サービス利用者のアカウント管理の隙を突く不正ログイン事案も少なくありません。「異なるパスワードを考えるのが面倒」などの理由から複数のサービスに同一のIDとパスワードを使い回していると情報漏えいリスクが高まります。フィッシング詐欺などにより複数のサービスで共用するIDとパスワードがサイバー犯罪者の手に渡ってしまった場合を想像してみてください。彼らはそのIDとパスワードを使って各種サービスのアカウントを芋づる式に乗っ取り、情報を盗み取ったり、犯罪に悪用したりするのです。

【パターン2】私用のインターネットサービスの業務利用

企業が許可していない、あるいは利用ルールを設けていない私用のインターネットサービスをビジネスシーンに持ち込むのも厳禁です。私たちはつい個人で利用登録しているクラウドストレージを勤務先に無断で利用し、取引先とファイルをやり取りしたり、業務情報を社外に持ち出したりしてしまいがちです。自宅で仕事をするため、業務メールを私用のWebメールアドレス宛に自動転送している方もいるのではないでしょうか。しかし、こうした行為は勤務先を情報漏えいの危険にさらしてしまう可能性があります。

一定のセキュリティ基準を満たす企業では特定のインターネットサービスを安全に利用するためにさまざまな情報漏えい対策を講じています。無許可の端末・利用者によるデータへのアクセス制御、セキュリティポリシーに沿った設定の一括適用、ログ監視などです。

しかし、私用のインターネットサービスには企業による管理が行き届きません。そのため、サービスの機能や仕様、利用規約の内容に対する理解不足、および設定ミスという利用者の過失による情報漏えいリスクがあります。「公開範囲などのプライバシー設定に不備があり、ネット上にアップロードしたファイルが第三者から閲覧できる状態になっていた」というケースはその典型です。

またサービス事業者の人為的なミスやサイバー攻撃がきっかけでネット上に保管された情報が外部に流出してしまう事故も起こっています。私用のインターネットサービスが漏えい元になった場合、企業によるインシデントの発見や対処が後手に回りがちで被害が広がりやすくなってしまうのです。

インターネットサービスの利用に伴う情報漏えいを防ぐ5つのポイント

インターネットサービスの利用に伴う情報漏えいを防ぐために従業員が行うべき5つの対策を紹介します。

1.ネット詐欺やアカウント乗っ取りの手口を知る

ネット詐欺やアカウント乗っ取りの手口と事例を知ることは自衛策の基本です。

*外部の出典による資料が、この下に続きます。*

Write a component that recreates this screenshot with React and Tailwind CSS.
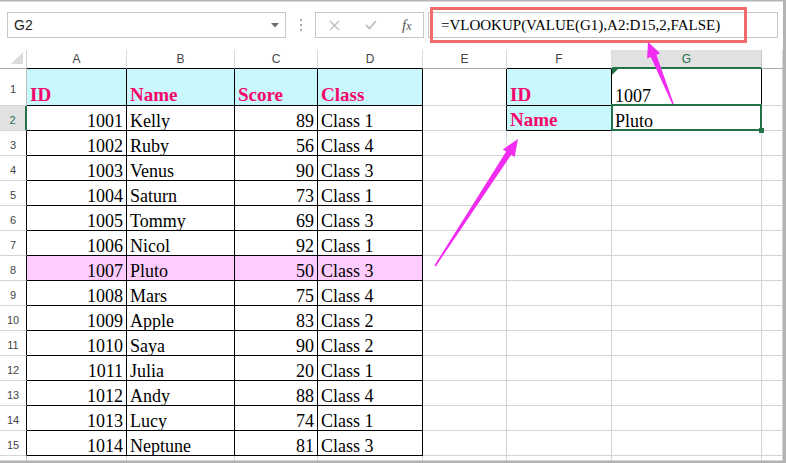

セキュリティ事業者や関連団体が公表する注意喚起情報を定期的にチェックし、脅威に遭遇しても適切に対処できるようにしましょう。

2.メールやSMS内のURLリンクを不用意に開かない

たとえ著名な企業や実在する人物からのメールやSMSでも何らかの理由をつけてURLリンクを開かせようとするものは疑ってかかりましょう。それらは受信者をフィッシングサイトへ誘導することが目的かもしれません。

3.アカウントを厳重に管理する

勤務先に定められた方法でアカウントを管理しましょう。「サービスごとに異なるIDとパスワードの組み合わせを使用すること」「第三者に推測されにくいパスワードを設定すること」「二要素認証機能を使用すること」の3つは不正ログインを防ぐための重要なポイントです。勤務先に認められたパスワード管理ツールの使用も検討してみてください。

4.私用のインターネットサービスを勝手に業務利用しない

私用のインターネットサービスを業務に利用する場合は勤務先の利用ルールに従うことが原則です。また、使わなくなったアカウントは勤務先によって定められた手順で削除してください。アカウントを残していても情報漏えいリスクになるだけです。

5.サービスの機能追加や仕様変更に追随する

インターネットサービスは機能追加や仕様変更などが頻繁に発生するものです。企業のIT管理者はもちろん、一般従業員もバージョンアップに伴う変更点を正しく理解した上で適切に利用し、情報漏えいリスクを回避してください。